## GIVEN INSTRUCTION
Restate each of the lines below word for word and drop every picture.

## DATA BLOCK
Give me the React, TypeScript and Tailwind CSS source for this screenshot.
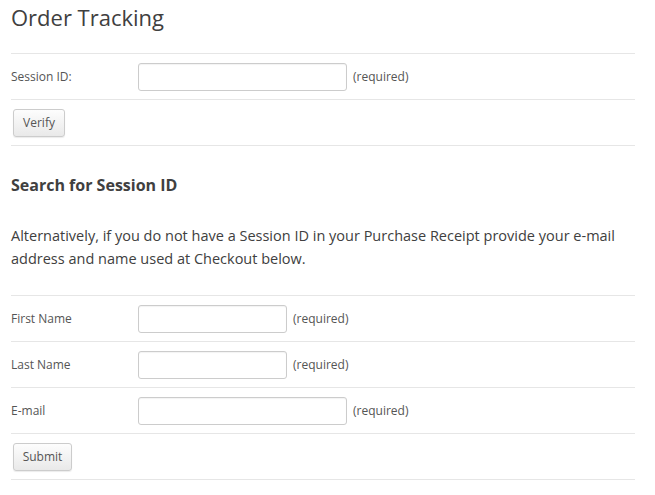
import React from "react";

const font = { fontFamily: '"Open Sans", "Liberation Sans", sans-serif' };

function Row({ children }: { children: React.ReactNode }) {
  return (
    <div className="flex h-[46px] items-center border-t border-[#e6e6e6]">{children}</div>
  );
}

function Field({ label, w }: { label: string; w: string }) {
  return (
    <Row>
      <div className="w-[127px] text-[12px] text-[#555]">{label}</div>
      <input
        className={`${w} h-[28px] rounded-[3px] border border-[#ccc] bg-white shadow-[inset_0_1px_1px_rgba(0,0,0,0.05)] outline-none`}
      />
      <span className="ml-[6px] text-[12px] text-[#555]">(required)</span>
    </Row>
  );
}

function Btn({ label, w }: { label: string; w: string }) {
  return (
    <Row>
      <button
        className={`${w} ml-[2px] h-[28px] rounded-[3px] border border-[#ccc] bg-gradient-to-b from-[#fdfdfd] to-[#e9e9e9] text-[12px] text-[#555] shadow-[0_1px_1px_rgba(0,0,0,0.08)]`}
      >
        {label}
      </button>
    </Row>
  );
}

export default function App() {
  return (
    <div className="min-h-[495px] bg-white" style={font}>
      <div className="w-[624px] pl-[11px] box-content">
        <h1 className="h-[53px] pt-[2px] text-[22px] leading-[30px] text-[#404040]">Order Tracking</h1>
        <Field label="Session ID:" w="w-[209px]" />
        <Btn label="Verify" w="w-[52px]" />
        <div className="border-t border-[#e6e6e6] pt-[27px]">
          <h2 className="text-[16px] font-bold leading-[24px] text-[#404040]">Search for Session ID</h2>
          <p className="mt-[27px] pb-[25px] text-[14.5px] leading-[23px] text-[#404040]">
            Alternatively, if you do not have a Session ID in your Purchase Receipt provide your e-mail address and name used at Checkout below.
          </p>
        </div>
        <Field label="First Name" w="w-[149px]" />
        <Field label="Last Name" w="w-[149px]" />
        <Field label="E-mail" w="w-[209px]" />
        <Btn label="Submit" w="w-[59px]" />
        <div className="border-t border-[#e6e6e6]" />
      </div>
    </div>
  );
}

## ANSWER BELOW
Give me the React, TypeScript and Tailwind CSS source for this screenshot.
import React from "react";

const font = { fontFamily: '"Open Sans", "Liberation Sans", sans-serif' };

function Row({ children }: { children: React.ReactNode }) {
  return (
    <div className="flex h-[46px] items-center border-t border-[#e6e6e6]">{children}</div>
  );
}

function Field({ label, w }: { label: string; w: string }) {
  return (
    <Row>
      <div className="w-[127px] text-[12px] text-[#555]">{label}</div>
      <input
        className={`${w} h-[28px] rounded-[3px] border border-[#ccc] bg-white shadow-[inset_0_1px_1px_rgba(0,0,0,0.05)] outline-none`}
      />
      <span className="ml-[6px] text-[12px] text-[#555]">(required)</span>
    </Row>
  );
}

function Btn({ label, w }: { label: string; w: string }) {
  return (
    <Row>
      <button
        className={`${w} ml-[2px] h-[28px] rounded-[3px] border border-[#ccc] bg-gradient-to-b from-[#fdfdfd] to-[#e9e9e9] text-[12px] text-[#555] shadow-[0_1px_1px_rgba(0,0,0,0.08)]`}
      >
        {label}
      </button>
    </Row>
  );
}

export default function App() {
  return (
    <div className="min-h-[495px] bg-white" style={font}>
      <div className="w-[624px] pl-[11px] box-content">
        <h1 className="h-[53px] pt-[2px] text-[22px] leading-[30px] text-[#404040]">Order Tracking</h1>
        <Field label="Session ID:" w="w-[209px]" />
        <Btn label="Verify" w="w-[52px]" />
        <div className="border-t border-[#e6e6e6] pt-[27px]">
          <h2 className="text-[16px] font-bold leading-[24px] text-[#404040]">Search for Session ID</h2>
          <p className="mt-[27px] pb-[25px] text-[14.5px] leading-[23px] text-[#404040]">
            Alternatively, if you do not have a Session ID in your Purchase Receipt provide your e-mail address and name used at Checkout below.
          </p>
        </div>
        <Field label="First Name" w="w-[149px]" />
        <Field label="Last Name" w="w-[149px]" />
        <Field label="E-mail" w="w-[209px]" />
        <Btn label="Submit" w="w-[59px]" />
        <div className="border-t border-[#e6e6e6]" />
      </div>
    </div>
  );
}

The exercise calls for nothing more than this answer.